Corresponding author email: yyhe@medicine.bsd.uchicago.edu (Yu-Ying He)

Abstract

Halogenoquinolones are potent and widely used antimicrobials blocking microbial DNA synthesis. However, they induce adverse photoresponses through the absorption of UV light, including phototoxicity and photocarcinogenicity. The phototoxic responses may be the result of photosensitization of singlet oxygen, production of free radicals and/or other reactive species resulting from photodehalogenation.
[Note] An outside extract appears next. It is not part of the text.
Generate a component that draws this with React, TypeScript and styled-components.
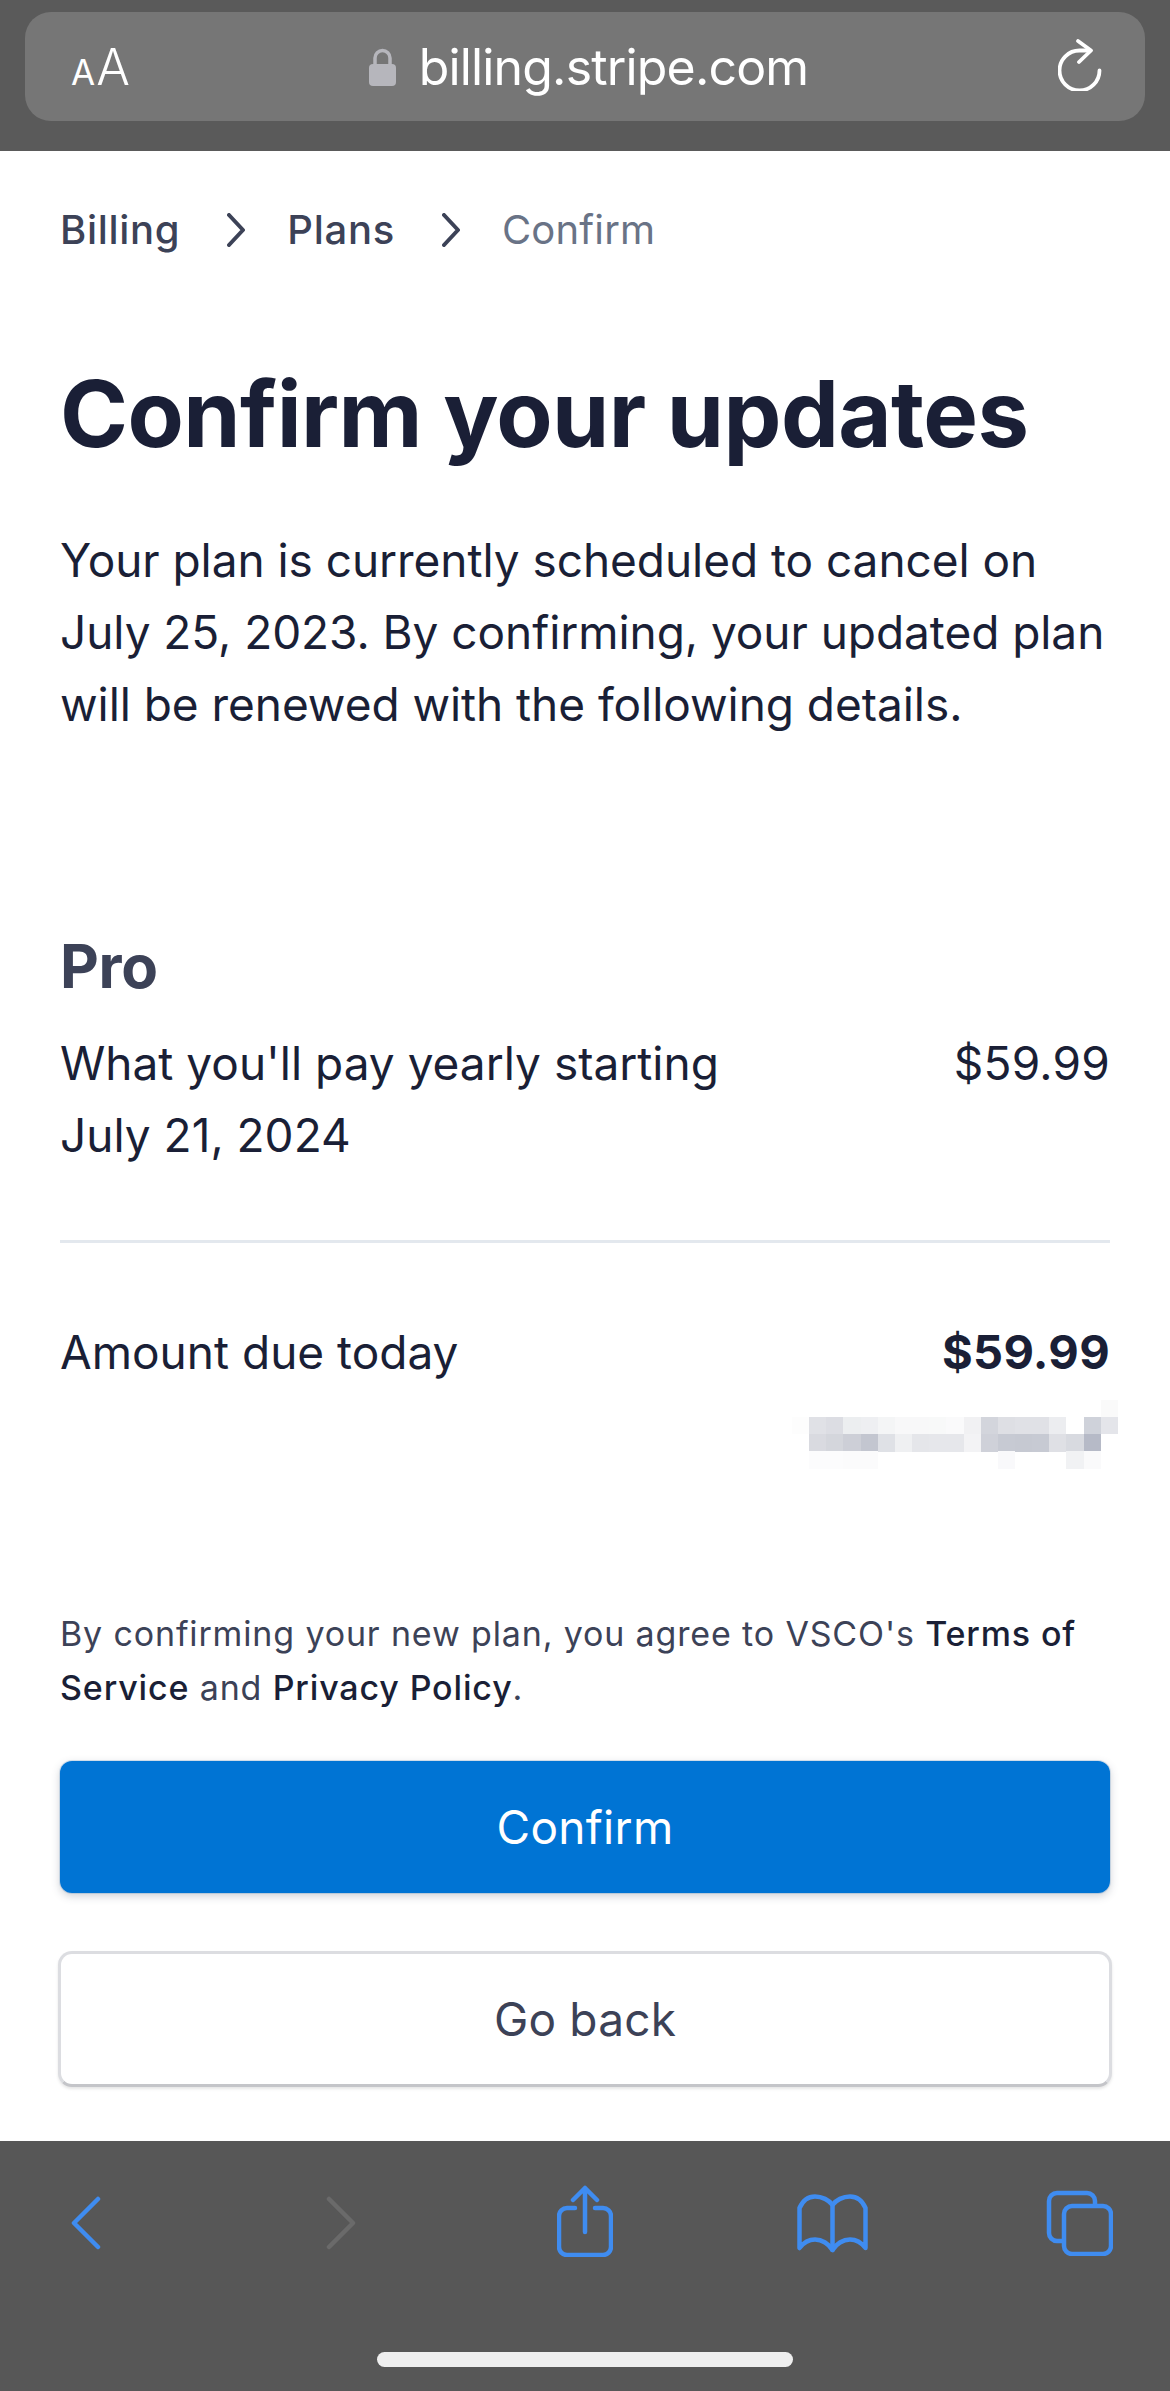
import React from 'react';
import styled, { createGlobalStyle } from 'styled-components';

const Global = createGlobalStyle`
  html, body { margin: 0; padding: 0; background: #fff; }
  * { box-sizing: border-box; }
  body { font-family: Inter, "Liberation Sans", sans-serif; -webkit-font-smoothing: antialiased; }
`;

const Page = styled.div`
  width: 1170px;
  height: 2391px;
  display: flex;
  flex-direction: column;
  overflow: hidden;
  background: #fff;
`;
const TopBar = styled.header`
  height: 151px;
  flex: none;
  padding: 12px 25px 0;
  background: #5a5a5a;
`;
const UrlPill = styled.div`
  height: 109px;
  border-radius: 26px;
  background: #767676;
  display: grid;
  grid-template-columns: 1fr auto 1fr;
  align-items: center;
  padding: 0 43px 0 46px;
  color: #fff;
`;
const TextSize = styled.div`
  display: flex;
  align-items: baseline;
  gap: 1px;
  font-size: 50px;
  font-weight: 300;
  line-height: 1;
  & > small { font-size: 35px; font-weight: 400; }
`;
const Url = styled.div`
  display: flex;
  align-items: center;
  gap: 23px;
  margin-left: 4px;
  font-size: 50px;
  letter-spacing: -0.83px;
  line-height: 1;
`;
const Reload = styled.svg`
  justify-self: end;
  width: 44px;
  height: 52px;
  margin-top: -3px;
`;
const Content = styled.main`
  flex: 1;
  padding: 0 60px;
  display: flex;
  flex-direction: column;
`;
const Crumbs = styled.nav`
  display: flex;
  align-items: center;
  margin-top: 52px;
  height: 54px;
`;
const Crumb = styled.span<{ $current?: boolean }>`
  font-size: 40px;
  line-height: 54px;
  font-weight: ${p => (p.$current ? 400 : 500)};
  letter-spacing: ${p => (p.$current ? '0.2px' : '0.7px')};
  color: ${p => (p.$current ? '#697386' : '#3c4257')};
`;
const CrumbSep = styled.svg`
  width: 18px;
  height: 34px;
  margin: 0 42px 0 47px;
`;
const Title = styled.h1`
  margin: 97px 0 0;
  font-size: 92px;
  line-height: 120px;
  font-weight: 700;
  letter-spacing: -0.6px;
  color: #1a1f36;
`;
const Lead = styled.p`
  margin: 50px 0 0;
  font-size: 46px;
  line-height: 72px;
  letter-spacing: -0.05px;
  color: #1a1f36;
`;
const PlanName = styled.h2`
  margin: 190px 0 0;
  font-size: 60px;
  line-height: 72px;
  font-weight: 700;
  letter-spacing: -0.3px;
  color: #3c4257;
`;
const Row = styled.div`
  display: flex;
  justify-content: space-between;
  align-items: flex-start;
  font-size: 46px;
  line-height: 72px;
  letter-spacing: 0;
  color: #1a1f36;
`;
const PlanRow = styled(Row)`
  margin-top: 25px;
  padding-bottom: 69px;
  border-bottom: 3px solid #e3e8ee;
`;
const RowLabel = styled.div`
  max-width: 700px;
`;
const Price = styled.div`
  letter-spacing: 0.25px;
`;
const DueRow = styled(Row)`
  margin-top: 73px;
`;
const Strong = styled.strong`
  font-size: 47px;
  font-weight: 700;
  letter-spacing: 0.33px;
`;
const Blur = styled.svg`
  display: block;
  align-self: flex-end;
  width: 326px;
  height: 69px;
  margin: 12px -8px 0 0;
`;
const Terms = styled.p`
  margin: 138px 0 0;
  font-size: 34px;
  line-height: 54px;
  letter-spacing: 0.85px;
  color: #3c4257;
  & > b { font-weight: 500; color: #1a1f36; }
`;
const PrimaryButton = styled.button`
  margin-top: 46px;
  height: 132px;
  width: 100%;
  flex: none;
  border: none;
  border-radius: 12px;
  background: #0074d4;
  color: #fff;
  font: 400 46px Inter, sans-serif;
  letter-spacing: 0.3px;
  box-shadow: 0 0 0 1px rgba(0, 90, 170, 0.15), 0 3px 9px rgba(60, 66, 87, 0.25);
`;
const SecondaryButton = styled.button`
  margin: 58px -2px 0;
  width: calc(100% + 4px);
  height: 136px;
  flex: none;
  border: 3px solid #dcdde1;
  border-bottom-color: #c4c5c9;
  border-radius: 14px;
  background: #fff;
  color: #3c4257;
  font: 400 46px Inter, sans-serif;
  letter-spacing: 0.2px;
  box-shadow: 0 2px 3px rgba(0, 0, 0, 0.1);
`;
const BottomBar = styled.footer`
  height: 250px;
  flex: none;
  background: #575757;
  display: flex;
  flex-direction: column;
  align-items: center;
`;
const Tools = styled.div`
  width: 100%;
  height: 211px;
  display: flex;
  align-items: flex-start;
  padding-left: 71px;
`;
const Tool = styled.svg<{ $gap: number; $top: number; $disabled?: boolean }>`
  flex: none;
  margin-left: ${p => p.$gap}px;
  margin-top: ${p => p.$top}px;
  fill: none;
  stroke: ${p => (p.$disabled ? '#6a6a6a' : '#3f8cf0')};
  stroke-width: 4.5;
  stroke-linecap: round;
  stroke-linejoin: round;
`;
const HomeIndicator = styled.div`
  width: 416px;
  height: 15px;
  border-radius: 8px;
  background: #efefef;
`;

type Cell = [number, number, string];
const row1 = ['#fdfdfd','#e0e1e6','#dcdde3','#eceef0','#eeeff2','#f4f5f6','#f8f8f9','#f8f8f9','#f8f9f9','#fafafb','#f1f1f3','#d3d5dc','#dedfe4','#e0e1e6','#e0e1e6','#ecedf0','#ffffff','#cfd2da','#e4e5ea'];
const row2 = ['#ffffff','#d9dae0','#d4d6dc','#cdcfd7','#c3c6d0','#dfe1e6','#eff0f2','#e5e6ea','#e6e7eb','#e6e7eb','#f3f3f5','#cfd1d9','#c7cad3','#c6c9d2','#c7cad3','#dfe0e5','#d8dae0','#b6bac7','#ffffff'];
const cells: Cell[] = [
  [18, 0, '#fafafa'],
  ...row1.map((c, i): Cell => [i, 1, c]),
  ...row2.map((c, i): Cell => [i, 2, c]),
  [1, 3, '#fcfcfd'], [2, 3, '#fcfcfd'], [3, 3, '#fbfbfc'], [4, 3, '#fbfbfc'],
  [12, 3, '#f9f9fb'], [16, 3, '#f1f2f4'], [17, 3, '#fafafb'],
];

export default function App() {
  return (
    <Page>
      <Global />
      <TopBar>
        <UrlPill>
          <TextSize><small>A</small>A</TextSize>
          <Url>
            <svg width="27" height="38" viewBox="0 0 27 38">
              <path d="M6 17V10a7.5 7.5 0 0 1 15 0v7" fill="none" stroke="#b6b6bc" strokeWidth="3.5" />
              <rect x="0" y="16" width="27" height="22" rx="4" fill="#b6b6bc" />
            </svg>
            <span>billing.stripe.com</span>
          </Url>
          <Reload viewBox="0 0 44 52" fill="none" stroke="#fff" strokeWidth="3.8" strokeLinecap="round" strokeLinejoin="round">
            <path d="M32 11.5H21.5A20 20 0 1 0 41.5 31.5" />
            <path d="M20 2l13 9.5L21 23" />
          </Reload>
        </UrlPill>
      </TopBar>
      <Content>
        <Crumbs>
          <Crumb>Billing</Crumb>
          <CrumbSep viewBox="0 0 18 34" fill="none" stroke="#3c4257" strokeWidth="4" strokeLinecap="round" strokeLinejoin="round">
            <path d="M2 2l14 15L2 32" />
          </CrumbSep>
          <Crumb>Plans</Crumb>
          <CrumbSep viewBox="0 0 18 34" fill="none" stroke="#3c4257" strokeWidth="4" strokeLinecap="round" strokeLinejoin="round">
            <path d="M2 2l14 15L2 32" />
          </CrumbSep>
          <Crumb $current>Confirm</Crumb>
        </Crumbs>
        <Title>Confirm your updates</Title>
        <Lead>
          Your plan is currently scheduled to cancel on<br />
          July 25, 2023. By confirming, your updated plan<br />
          will be renewed with the following details.
        </Lead>
        <PlanName>Pro</PlanName>
        <PlanRow>
          <RowLabel>What you'll pay yearly starting<br />July 21, 2024</RowLabel>
          <Price>$59.99</Price>
        </PlanRow>
        <DueRow>
          <div>Amount due today</div>
          <Strong>$59.99</Strong>
        </DueRow>
        <Blur viewBox="0 0 326 69" shapeRendering="crispEdges">
          {cells.map(([x, y, c]) => (
            <rect key={`${x}-${y}`} x={x * 17.15} y={y * 17.15} width="17.6" height="17.6" fill={c} />
          ))}
        </Blur>
        <Terms>
          By confirming your new plan, you agree to VSCO's <b>Terms of</b><br />
          <b>Service</b> and <b>Privacy Policy</b>.
        </Terms>
        <PrimaryButton>Confirm</PrimaryButton>
        <SecondaryButton>Go back</SecondaryButton>
      </Content>
      <BottomBar>
        <Tools>
          <Tool $gap={0} $top={55} width="30" height="54" viewBox="0 0 30 54">
            <path d="M27 3L3 27l24 24" />
          </Tool>
          <Tool $gap={225} $top={55} $disabled width="30" height="54" viewBox="0 0 30 54">
            <path d="M3 3l24 24L3 51" />
          </Tool>
          <Tool $gap={201} $top={44} width="56" height="72" viewBox="0 0 56 72">
            <path d="M18 23H10a8 8 0 0 0-8 8v31a8 8 0 0 0 8 8h36a8 8 0 0 0 8-8V31a8 8 0 0 0-8-8h-8" />
            <path d="M28 3v44M16 15L28 3l12 12" />
          </Tool>
          <Tool $gap={184} $top={53} width="71" height="59" viewBox="0 0 71 59">
            <path d="M2.5 54V14C6 6 12 2.5 18 2.5c7 0 14 3.5 17.5 8.5C39 6 46 2.5 53 2.5c6 0 12 3.5 15.5 11.5v40c-4.5-6-9.5-8.5-15.5-8.5-7 0-14 4.5-17.5 10.5C32 50 25 45.5 18 45.5c-6 0-11 2.5-15.5 8.5z" />
            <path d="M35.5 11v45" />
          </Tool>
          <Tool $gap={178} $top={49} width="67" height="66" viewBox="0 0 67 66">
            <rect x="18" y="16" width="47" height="48" rx="8" />
            <path d="M49 14v-3a8 8 0 0 0-8-8H11a8 8 0 0 0-8 8v32a8 8 0 0 0 8 8h5" />
          </Tool>
        </Tools>
        <HomeIndicator />
      </BottomBar>
    </Page>
  );
}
Here, we report the use of laser scanning confocal microscopy to detect and to follow the fluorescence changes of one monohalogenated and three di-halogenated quinolones in live human epidermal keratinocyte cells during in situ irradiation by confocal laser in real time. Fluorescence image analysis and co-staining with the LysoTracker probe showed that lysosomes are a preferential site of drug localization and phototransformations. As the lysosomal environment is relatively acidic, we also determined how low pH may affect the dehalogenation and concomitant fluorescence. With continued UV irradiation, fluorescence increased in the photoproducts from BAY y3118 and clinafloxacin, whereas it decreased for lomefloxacin and moxifloxacin. Our images not only help to localize these phototoxic agents in the cell, but also provide means for dynamic monitoring of their phototransformations in the cellular environment.